Looking forward Microsoft has developed a strategy they call the three screens approach.  The three screens being the PC, television and mobile phone.  On Microsoft’s part this represents some really good thinking, and if you think about what Google is doing they are more or less following this vision.  Now the real focal point will be on execution.  There are certainly big challenges in the way.  For Microsoft it starts with mobile.  I recently chatted with an old friend in silicon valley and he said as far as mobile development goes in the valley, Windows Mobile is non-existent.  In addition to ATT uVerse the launch of Windows Phone 7 has to develop excitement.  If it falls and Microsoft has to wait until the next release the industry will have moved on and they will be too late.  Another area that will be interesting to follow is Apple and their TV initiatives.  Apple has released products for the TV space, and though the initial reviews of Apple TV were middle to not so good, given Apple’s hot hand, fanatical community, and great ability to generate “buzz” via sales and marketing it will be interesting to see if they come back with a stronger offering to start tying the three screens together.  They have been successful with the desktop, over the top with the mobile phone and now just have one screen to go with a browser to tie ut all together. 

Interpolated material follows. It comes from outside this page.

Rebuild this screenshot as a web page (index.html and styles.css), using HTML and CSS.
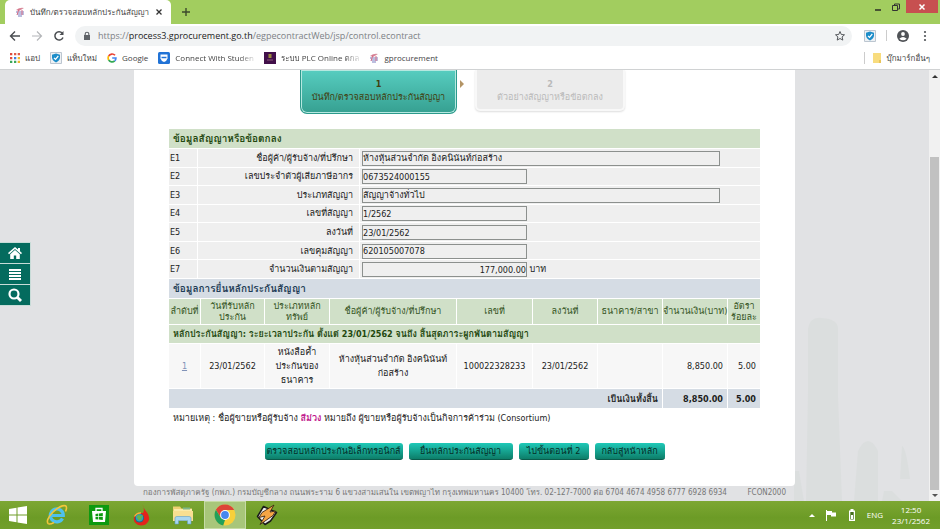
FILE: index.html
```html
<!DOCTYPE html>
<html lang="th">
<head>
<meta charset="utf-8">
<title>บันทึก/ตรวจสอบหลักประกันสัญญา</title>
<link rel="stylesheet" href="styles.css">
</head>
<body>
<header class="browser">
  <div class="tabstrip">
    <div class="tab">
      <svg class="ico10" viewBox="0 0 10 10"><path d="M1 3Q5 0 9 1L4 4Z" fill="#d9899b"/><path d="M1 5h8M2 7h7M3 9h4" stroke="#7a7fc0" stroke-width="1.2"/><path d="M4 2L2 8M7 3v5" stroke="#d66d86"/></svg>
      <span class="tab-title">บันทึก/ตรวจสอบหลักประกันสัญญา</span>
      <button class="icon-btn" aria-label="ปิดแท็บ"><svg class="ico8" viewBox="0 0 8 8"><path d="M1.5 1.5l5 5M6.500 1.500l-5 5" stroke="#333" stroke-width="1.300"/></svg></button>
    </div>
    <button class="icon-btn new-tab" aria-label="แท็บใหม่"><svg class="ico10" viewBox="0 0 10 10"><path d="M5 1v8M1 5h8" stroke="#3c4a2c" stroke-width="1.400"/></svg></button>
    <div class="window-controls">
      <button class="win" aria-label="ย่อ"><svg class="ico8" viewBox="0 0 8 8"><path d="M1 7h6" stroke="#222" stroke-width="1.400"/></svg></button>
      <button class="win" aria-label="คืนค่า"><svg class="ico8" viewBox="0 0 8 8" fill="none" stroke="#333"><path d="M2.500 2V1h5v5H6"/><path d="M.5 2.500h5v5h-5z"/></svg></button>
      <button class="win win-close" aria-label="ปิด"><svg class="ico8" viewBox="0 0 8 8"><path d="M1.500 1.500l5 5M6.500 1.500l-5 5" stroke="#fff" stroke-width="1.500"/></svg></button>
    </div>
  </div>
  <div class="toolbar">
    <button class="icon-btn" aria-label="ย้อนกลับ"><svg class="ico12" viewBox="0 0 12 12" fill="none" stroke="#4a4d51" stroke-width="1.400"><path d="M11 6H2M6 1.500L1.500 6 6 10.500"/></svg></button>
    <button class="icon-btn" aria-label="ไปข้างหน้า"><svg class="ico12" viewBox="0 0 12 12" fill="none" stroke="#b4b6b9" stroke-width="1.200"><path d="M1 6h9M6 1.500L10.500 6 6 10.500"/></svg></button>
    <button class="icon-btn" aria-label="โหลดใหม่"><svg class="ico12" viewBox="0 0 12 12" fill="none" stroke="#4a4d51" stroke-width="1.500"><path d="M10 7.500A4.200 4.200 0 1 1 9.200 3"/><path d="M10.500 1v4h-4z" fill="#4a4d51" stroke="none"/></svg></button>
    <div class="omnibox">
      <svg class="ico10" viewBox="0 0 10 10"><path d="M2 4h6v5H2z" fill="#5f6368"/><path d="M3.200 4.500V3a1.800 1.800 0 0 1 3.600 0v1.500" fill="none" stroke="#5f6368" stroke-width="1.100"/></svg>
      <span class="url"><span>https://</span><b>process3.gprocurement.go.th</b><span>/egpecontractWeb/jsp/control.econtract</span></span>
      <svg class="ico12" viewBox="0 0 12 12" fill="none" stroke="#55585c"><path d="M6 1.500l1.300 3 3.200.3-2.400 2.100.7 3.200L6 8.500 3.200 10.100l.7-3.200L1.500 4.800l3.200-.3z"/></svg>
    </div>
    <svg class="ico12" viewBox="0 0 12 12"><path d="M.5.5h11v11H.5z" fill="#eef1f4" stroke="#bcc6d0"/><path d="M6 1.500l4 1.300v3Q9.500 9 6 10.500 2.500 9 2 5.800v-3z" fill="#1c8dc9"/><path d="M4 5.800l1.500 1.500L8.300 4" fill="none" stroke="#fff" stroke-width="1.200"/></svg>
    <span class="vsep"></span>
    <svg class="ico12" viewBox="0 0 12 12"><circle cx="6" cy="6" r="6" fill="#505357"/><circle cx="6" cy="4" r="1.900" fill="#fff"/><path d="M2.300 8.700Q6 5.500 9.700 8.700 6 12 2.300 8.700z" fill="#fff"/></svg>
    <button class="icon-btn" aria-label="เมนู"><svg class="ico12" viewBox="0 0 12 12" fill="#505357"><circle cx="6" cy="2" r="1.100"/><circle cx="6" cy="6" r="1.100"/><circle cx="6" cy="10" r="1.100"/></svg></button>
  </div>
  <nav class="bookmarks">
    <a href="#"><svg class="ico10" viewBox="0 0 10 10"><path d="M0 0h2.300v2.300H0zM0 4h2.300v2.300H0z" fill="#e04a3c"/><path d="M4 0h2.300v2.300H4zM7.700 0H10v2.300H7.700z" fill="#df5a48"/><path d="M4 4h2.300v2.300H4z" fill="#3f7de0"/><path d="M0 7.700h2.300V10H0zM4 7.700h2.300V10H4z" fill="#3ba757"/><path d="M7.700 4H10v2.300H7.700zM7.700 7.700H10V10H7.700z" fill="#efb72c"/></svg>แอป</a>
    <a href="#"><svg class="ico12" viewBox="0 0 12 12"><path d="M.5.5h11v11H.5z" fill="#eef1f4" stroke="#bcc6d0"/><path d="M6 1.500l4 1.300v3Q9.500 9 6 10.500 2.500 9 2 5.800v-3z" fill="#1c8dc9"/><path d="M4 5.800l1.500 1.500L8.300 4" fill="none" stroke="#fff" stroke-width="1.200"/></svg>แท็บใหม่</a>
    <a href="#"><svg class="ico10" viewBox="0 0 10 10" fill="none" stroke-width="1.700"><path d="M8 2.300A3.900 3.900 0 0 0 1.700 3" stroke="#e94235"/><path d="M1.700 3a4 4 0 0 0 0 4" stroke="#fbbc05"/><path d="M1.700 7A3.900 3.900 0 0 0 7.700 7.900" stroke="#34a853"/><path d="M7.700 7.900A4 4 0 0 0 8.900 5H5.200" stroke="#4285f4"/></svg>Google</a>
    <a href="#"><svg class="ico12" viewBox="0 0 12 12"><rect width="12" height="12" rx="1.500" fill="#2173d6"/><path d="M2.500 2.500h7v4Q8.500 9.500 6 10 3.500 9.500 2.500 6.500z" fill="#fff"/><path d="M3.500 5.500h5" stroke="#2173d6" stroke-width="1.500"/></svg><span class="clip">Connect With Studen</span></a>
    <a href="#"><svg class="ico12" viewBox="0 0 12 12"><path d="M0 0h12v12H0z" fill="#42104a"/><path d="M4.500 2h3v4h-3z" fill="#9a8a3c"/><path d="M3 8h6" stroke="#8b5a78"/></svg><span class="clip">ระบบ PLC Online ตกล</span></a>
    <a href="#"><svg class="ico10" viewBox="0 0 10 10"><path d="M1 3Q5 0 9 1L4 4Z" fill="#d9899b"/><path d="M1 5h8M2 7h7M3 9h4" stroke="#7a7fc0" stroke-width="1.200"/><path d="M4 2L2 8M7 3v5" stroke="#d66d86"/></svg>gprocurement</a>
    <a href="#" class="other"><svg class="ico10" viewBox="0 0 10 10"><path d="M1 0h8v10H1z" fill="#f8dc7e"/><path d="M7 7h2v3H7z" fill="#e9c45a"/></svg>บุ๊กมาร์กอื่นๆ</a>
  </nav>
</header>

<div class="viewport">
  <svg class="skyline" viewBox="0 0 145 190" preserveAspectRatio="none"><g fill="#dbdede"><path d="M22 190L24 80V18Q26 5 38 7 54 8 54 18V85L58 190z"/><path d="M70 190L74 140Q84 120 94 140V190z"/><path d="M116 168L118 135Q122 136 126 168z"/><path d="M10 160h5l5 30H10z"/><path d="M100 180l8 0 10 10H98z"/></g></svg>
  <nav class="side">
    <a href="#" aria-label="หน้าหลัก"><svg class="ico14" viewBox="0 0 14 14" fill="#fff"><path d="M7 1L0 7l1 1.200L7 3l6 5.200L14 7l-2-1.800V2h-2v1.500z"/><path d="M7 4L2.200 8.200V13h3.600V9.500h2.400V13h3.600V8.200z"/></svg></a>
    <a href="#" aria-label="เมนู"><svg class="ico14" viewBox="0 0 14 14" fill="#fff"><path d="M1 2h12v2H1zM1 5h12v2H1zM1 8h12v2H1zM1 11h12v2H1z"/></svg></a>
    <a href="#" aria-label="ค้นหา"><svg class="ico14" viewBox="0 0 14 14" fill="none" stroke="#fff"><circle cx="6" cy="6" r="4.500" stroke-width="2.200"/><path d="M9.500 9.500L13 13" stroke-width="2.800"/></svg></a>
  </nav>
  <div class="page">
    <main class="card">
      <div class="steps">
        <div class="step step-on"><b>1</b><span>บันทึก/ตรวจสอบหลักประกันสัญญา</span></div>
        <svg class="arrow" viewBox="0 0 4 8"><path d="M0 0l4 4-4 4z" fill="#b39465"/></svg>
        <div class="step step-off"><b>2</b><span>ตัวอย่างสัญญาหรือข้อตกลง</span></div>
      </div>
      <form>
        <table class="info">
          <colgroup><col class="k1"><col class="k2"><col></colgroup>
          <thead><tr><th colspan="3">ข้อมูลสัญญาหรือข้อตกลง</th></tr></thead>
          <tbody>
            <tr><td class="code">E1</td><td class="label"><label for="e1">ชื่อผู้ค้า/ผู้รับจ้าง/ที่ปรึกษา</label></td><td><input id="e1" class="wide" value="ห้างหุ้นส่วนจำกัด อิงคนินันท์ก่อสร้าง" readonly></td></tr>
            <tr><td class="code">E2</td><td class="label"><label for="e2">เลขประจำตัวผู้เสียภาษีอากร</label></td><td><input id="e2" value="0673524000155" readonly></td></tr>
            <tr><td class="code">E3</td><td class="label"><label for="e3">ประเภทสัญญา</label></td><td><input id="e3" class="wide" value="สัญญาจ้างทั่วไป" readonly></td></tr>
            <tr><td class="code">E4</td><td class="label"><label for="e4">เลขที่สัญญา</label></td><td><input id="e4" value="1/2562" readonly></td></tr>
            <tr><td class="code">E5</td><td class="label"><label for="e5">ลงวันที่</label></td><td><input id="e5" value="23/01/2562" readonly></td></tr>
            <tr><td class="code">E6</td><td class="label"><label for="e6">เลขคุมสัญญา</label></td><td><input id="e6" value="620105007078" readonly></td></tr>
            <tr><td class="code">E7</td><td class="label"><label for="e7">จำนวนเงินตามสัญญา</label></td><td><input id="e7" class="amount" value="177,000.00" readonly> บาท</td></tr>
          </tbody>
        </table>
        <table class="bonds">
          <caption>ข้อมูลการยื่นหลักประกันสัญญา</caption>
          <colgroup><col class="c1"><col class="c2"><col class="c3"><col class="c4"><col class="c5"><col class="c6"><col class="c7"><col class="c8"><col class="c9"></colgroup>
          <thead><tr><th>ลำดับที่</th><th>วันที่รับหลัก<br>ประกัน</th><th>ประเภทหลัก<br>ทรัพย์</th><th>ชื่อผู้ค้า/ผู้รับจ้าง/ที่ปรึกษา</th><th>เลขที่</th><th>ลงวันที่</th><th>ธนาคาร/สาขา</th><th>จำนวนเงิน(บาท)</th><th>อัตรา<br>ร้อยละ</th></tr></thead>
          <tbody>
            <tr class="group"><td colspan="9">หลักประกันสัญญา: ระยะเวลาประกัน ตั้งแต่ 23/01/2562 จนถึง สิ้นสุดภาระผูกพันตามสัญญา</td></tr>
            <tr class="item"><td><a href="#">1</a></td><td>23/01/2562</td><td>หนังสือค้ำ<br>ประกันของ<br>ธนาคาร</td><td>ห้างหุ้นส่วนจำกัด อิงคนินันท์<br>ก่อสร้าง</td><td>100022328233</td><td>23/01/2562</td><td></td><td class="num">8,850.00</td><td class="num">5.00</td></tr>
          </tbody>
          <tfoot><tr><td colspan="7">เป็นเงินทั้งสิ้น</td><td>8,850.00</td><td>5.00</td></tr></tfoot>
        </table>
        <p class="note">หมายเหตุ : ชื่อผู้ขายหรือผู้รับจ้าง <strong>สีม่วง</strong> หมายถึง ผู้ขายหรือผู้รับจ้างเป็นกิจการค้าร่วม (Consortium)</p>
        <div class="actions">
          <button type="button" class="b1">ตรวจสอบหลักประกันอิเล็กทรอนิกส์</button>
          <button type="button" class="b2">ยื่นหลักประกันสัญญา</button>
          <button type="button" class="b3">ไปขั้นตอนที่ 2</button>
          <button type="button" class="b3">กลับสู่หน้าหลัก</button>
        </div>
      </form>
    </main>
    <footer class="foot"><span>กองการพัสดุภาครัฐ (กพภ.) กรมบัญชีกลาง ถนนพระราม 6 แขวงสามเสนใน เขตพญาไท กรุงเทพมหานคร 10400 โทร. 02-127-7000 ต่อ 6704 4674 4958 6777 6928 6934</span><span>FCON2000</span></footer>
  </div>
  <div class="scroll"><span class="up"></span><span class="thumb"></span><span class="down"></span></div>
</div>

<footer class="taskbar">
  <button class="task" aria-label="Start"><svg class="ico20" viewBox="0 0 20 20" fill="#fff"><path d="M1 4l7.500-1.200v6.700H1zM9.500 2.600L19 1v8.500H9.500zM1 10.500h7.500v6.700L1 16zM9.500 10.500H19V19l-9.500-1.600z"/></svg></button>
  <button class="task" aria-label="Internet Explorer"><svg class="ico22" viewBox="0 0 22 22" fill="none"><path d="M16.500 14.500A6.500 6.500 0 1 1 17.300 11.500H6" stroke="#4fc1ee" stroke-width="3.200"/><path d="M2.500 20Q-1 17 6.500 8.500 15 .5 19.500 1.800 21.500 3 19.500 7.500" stroke="#f3c63a" stroke-width="1.600"/><path d="M2.500 20q2 .5 5.500-1.500" stroke="#f3c63a" stroke-width="1.500"/></svg></button>
  <button class="task" aria-label="Store"><svg class="ico20" viewBox="0 0 20 20"><path d="M0 0h20v20H0z" fill="#0d9a10"/><path d="M3 6h14l-1 11H4z" fill="#fff"/><path d="M7 6V3.500h6V6" fill="none" stroke="#fff" stroke-width="1.300"/><path d="M6.500 9l2.800-.4v2.600H6.500zM10 8.500l3.800-.5v3.200H10zM6.500 12h2.800v2.600l-2.800-.4zM10 12h3.800v3.100L10 14.600z" fill="#0d9a10"/></svg></button>
  <button class="task" aria-label="Browser"><svg class="ico22" viewBox="0 0 22 22"><path d="M12.500 0Q13 4 17 8.500 22 15.500 15.500 20.500 9 23.500 4.500 18 2.500 13 6 10q2-1.500 7-1Q15 6 12.500 0z" fill="#e3241c"/><circle cx="9.500" cy="14" r="4.500" fill="#1d6a80"/><circle cx="9.500" cy="13.700" r="3.700" fill="#2b9fc0"/><path d="M6.500 13l2.500-3 1 2 3-1-2 5-2 .5z" fill="#62b54c"/><path d="M4.500 12.500Q7 8.500 11 9" fill="none" stroke="#f4b13c" stroke-width="1.400"/></svg></button>
  <button class="task" aria-label="Explorer"><svg class="ico22" viewBox="0 0 22 22"><path d="M1 2.500h7l1.500 2H20V17H1z" fill="#edcf73"/><path d="M2 5h18v12H2z" fill="#fbeaa8"/><path d="M11 3.500h7v2h-7z" fill="#7eb78b"/><path d="M1 7h20v10H1z" fill="#f8df91"/><path d="M3 20v-6q0-1.500 2-1.500h12q2 0 2 1.500v6h-3.500v-3.500h-9V20z" fill="#a8d6f0" stroke="#5ea0c8" stroke-width=".6"/></svg></button>
  <button class="task task-on" aria-label="Chrome"><svg class="ico22" viewBox="0 0 22 22"><circle cx="11" cy="11" r="10.500" fill="#f7d03b"/><path d="M11 .5A10.500 10.500 0 0 1 20.200 6H11L6.400 13 1.900 5.800A10.500 10.500 0 0 1 11 .5z" fill="#dc4437"/><path d="M1.900 5.800L6.700 13.500 11 16l-1.800 5.400A10.500 10.500 0 0 1 1.900 5.800z" fill="#22a05a"/><circle cx="11" cy="11" r="4.900" fill="#fff"/><circle cx="11" cy="11" r="3.900" fill="#4687ee"/></svg></button>
  <button class="task" aria-label="Winamp"><svg class="ico22" viewBox="0 0 22 22"><path d="M7.500 2.500L20.500 8.500 14.500 17 9 20.500 1.500 12.500z" fill="#eee" stroke="#1a1a1a" stroke-width="1.500" stroke-linejoin="round"/><path d="M18 1L6 8.500l-3 5 6-1.500L4 20.500 17 11.500l2.500-4.500-5.500 1z" fill="#f5a545" stroke="#3d2815" stroke-width=".9" stroke-linejoin="round"/></svg></button>
  <div class="tray">
    <svg class="ico8" viewBox="0 0 8 8"><path d="M1 6l3-3 3 3z" fill="#fff"/></svg>
    <svg class="ico12" viewBox="0 0 12 12"><path d="M1.500 1v11" stroke="#fff"/><path d="M2 2h5v1.500h4v4H6V6H2z" fill="#fff"/></svg>
    <svg class="ico12" viewBox="0 0 12 12"><path d="M4.500 0h3v1.500H9V12H3V1.500h1.500z" fill="#fff"/><path d="M4.300 3h3.400v7.500H4.300z" fill="#46701d"/><path d="M5 6h2v4H5z" fill="#fff"/></svg>
    <span>ENG</span>
    <time class="clock">12:50<br>23/1/2562</time>
  </div>
</footer>
</body>
</html>
```
FILE: styles.css
```css
* { box-sizing: border-box; }
body {
  margin: 0;
  height: 100vh;
  display: flex;
  flex-direction: column;
  overflow: hidden;
  font: 9px/14px "DejaVu Sans Condensed", "Loma", "Noto Sans Thai Looped", "Noto Sans Thai", "Noto Sans", sans-serif;
  color: #1c1c1c;
}
svg { display: block; flex: none; }
button, input { font: inherit; color: inherit; }
a { color: inherit; text-decoration: none; }
.ico8 { width: 8px; height: 8px; }
.ico10 { width: 10px; height: 10px; }
.ico12 { width: 12px; height: 12px; }
.ico14 { width: 14px; height: 14px; }
.ico20 { width: 20px; height: 20px; }
.ico22 { width: 22px; height: 22px; }

/* browser frame */
.browser { flex: none; background: #fff; border-bottom: 1px solid #d0d2d3; font-family: "Open Sans", "Loma", "Noto Sans Thai", sans-serif; font-size: 8px; }
.tabstrip { display: flex; height: 24px; background: #a2cd5f; align-items: flex-start; }
.tab {
  display: flex; align-items: center; gap: 5px;
  width: 166px; height: 24px; margin-left: 5px; padding: 0 8px 0 10px;
  background: #fff; border-radius: 5px 5px 0 0; white-space: nowrap;
}
.tab-title { flex: 1; color: #444; }
.icon-btn { border: 0; background: none; padding: 0; display: flex; }
.new-tab { margin: 7px 0 0 10px; }
.window-controls { margin-left: auto; display: flex; padding-right: 2px; }
.win { border: 0; background: none; padding: 0 5px; height: 13px; display: flex; align-items: center; }
.win-close { background: #c75050; padding: 0 12px; margin-left: 1px; }
.toolbar { display: flex; align-items: center; gap: 10px; height: 23px; padding: 0 9px; }
.omnibox { flex: 1; display: flex; align-items: center; gap: 6px; height: 20px; margin-right: 2px; padding: 0 6px 0 7px; border-radius: 10px; background: #f1f3f4; }
.url { flex: 1; font-size: 9px; color: #7d8185; white-space: nowrap; }
.url b { font-weight: 400; color: #222; }
.vsep { width: 1px; height: 11px; background: #ccc; }
.bookmarks { display: flex; align-items: center; height: 22px; padding: 0 10px; gap: 10px; color: #444; }
.bookmarks a { display: flex; align-items: center; gap: 5px; white-space: nowrap; }
.clip { mask-image: linear-gradient(90deg, #000 80%, rgba(0, 0, 0, .2)); }
.bookmarks .other { margin-left: auto; border-left: 1px solid #ccc; padding-left: 7px; line-height: 12px; }

/* page area */
.viewport { flex: 1; min-height: 0; display: flex; position: relative; background: #e1e2e4; }
.skyline { position: absolute; right: 11px; bottom: 0; width: 145px; height: 190px; }
.side { position: absolute; left: 0; top: 172px; width: 31px; display: flex; flex-direction: column; gap: 1px; background: #c8dcd8; border: solid #c8dcd8; border-width: 1px 1px 1px 0; }
.side a { display: flex; justify-content: center; align-items: center; height: 20px; background: #046b5e; }
.page { flex: 1; min-width: 0; position: relative; display: flex; flex-direction: column; padding: 0 134px; }
.card { background: #fff; border-radius: 0 0 4px 4px; padding: 0 35px; flex: 1; }
.steps { display: flex; justify-content: center; align-items: flex-start; height: 58px; gap: 3px; padding-right: 4px; }
.step { display: flex; flex-direction: column; align-items: center; padding-top: 8px; line-height: 13px; white-space: nowrap; }
.step-on { width: 157px; height: 44px; background: linear-gradient(#57cdc0, #36a091); color: #42400f; border: 1px solid #2c9a8c; border-top: 0; border-radius: 0 0 7px 7px; box-shadow: inset 0 0 0 1px #b6e8e0; }
.step-off { width: 150px; height: 41px; margin-left: 8px; background: #ececec; color: #bababa; border: 2px solid #f8f8f8; border-top: 0; border-radius: 0 0 5px 5px; box-shadow: 0 1px 2px #ddd; }
.arrow { width: 4px; height: 8px; margin-top: 10px; }

table { table-layout: fixed; width: calc(100% + 2px); margin: 0 -1px; border-spacing: 1px; }
.info { height: 151px; }
.info th { height: 19px; padding: 0 4px; text-align: left; font-size: 10px; background: #d0e0c8; color: #23480f; }
.info td { padding: 0 1px; background: #efefef; line-height: 16px; white-space: nowrap; }
.k1 { width: 28px; }
.k2 { width: 161px; }
.info td.label { text-align: right; padding-right: 6px; }
.info input { display: inline-block; vertical-align: middle; width: 165px; height: 15px; margin-left: 1px; padding: 0; border: 1px solid #8c908e; background: #efefef; }
.info input.wide { width: 358px; }
.info input.amount { text-align: right; }

.bonds { text-align: center; }
.bonds caption { height: 19px; line-height: 19px; margin: 0 1px; padding: 0 4px; text-align: left; font-size: 10px; font-weight: 700; background: #d5dce4; color: #1f3c56; }
.bonds th, .bonds td { padding: 0; background: #f7f7f7; white-space: nowrap; }
.bonds th { height: 25px; background: #d0e0c8; color: #35551f; font-weight: 400; line-height: 11px; }
.bonds .group td { height: 18px; padding: 0 4px; text-align: left; font-weight: 700; background: #d0e0c8; color: #23480f; }
.bonds .item td { height: 44px; }
.bonds .item a { color: #8193b8; text-decoration: underline; }
.bonds td.num, .bonds tfoot td { text-align: right; padding-right: 4px; }
.bonds tfoot td { height: 19px; font-weight: 700; background: #d5dce4; }
.c1 { width: 31px; }
.c2 { width: 63px; }
.c3 { width: 64px; }
.c5 { width: 75px; }
.c6 { width: 64px; }
.c7 { width: 64px; }
.c8 { width: 64px; }
.c9 { width: 32px; }
.note { margin: 2px 4px 0; white-space: nowrap; }
.note strong { color: #c0168c; }
.actions { display: flex; justify-content: center; gap: 6px; margin-top: 18px; }
.actions button { height: 17px; padding: 0; border: 0; border-bottom: 1px solid #0a5c4c; border-radius: 3px; background: linear-gradient(#1fc9b8, #0d7e69); color: #062f27; white-space: nowrap; }
.b1 { width: 138px; }
.b2 { width: 104px; }
.b3 { width: 70px; }
.foot { flex: none; height: 15px; display: flex; justify-content: space-between; padding: 0 9px; font-size: 8px; color: #777; white-space: nowrap; }
.scroll { position: relative; width: 11px; background: #f1f1f1; display: flex; flex-direction: column; align-items: center; }
.up, .down { width: 0; height: 0; border: 3px solid transparent; }
.up { border-bottom-color: #333; margin: 2px 0; }
.down { border-top-color: #555; margin: 4px 0 1px; }
.thumb { flex: 1; width: 9px; margin-top: 77px; background: #c1c1c1; }

/* taskbar */
.taskbar { flex: none; display: flex; height: 28px; background: linear-gradient(#7da733, #6c9b26 60%, #729f2b); color: #fff; }
.task { width: 42px; border: 0; padding: 0; background: none; display: flex; align-items: center; justify-content: center; }
.task:first-child { width: 36px; }
.task-on { background: #a8c67a; border: 1px solid #c6dba6; }
.tray { margin-left: auto; display: flex; align-items: center; gap: 9px; padding-right: 10px; font-family: "Open Sans", sans-serif; font-size: 8px; }
.clock { text-align: center; line-height: 11px; }
```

Given the start stop history of Microsoft TV the next few years will be critical to see if it has a future.  The IPTV solution cannot fail.  If Microsoft had to change strategic and technology directions the window of opportunity may pass. In technology waves come and go.  If you catch a wave and can ride the crest success will not be far behind.  However if you are slow and are late when the wave crashes you will be pulled under and thrashed about trying to come back up for air.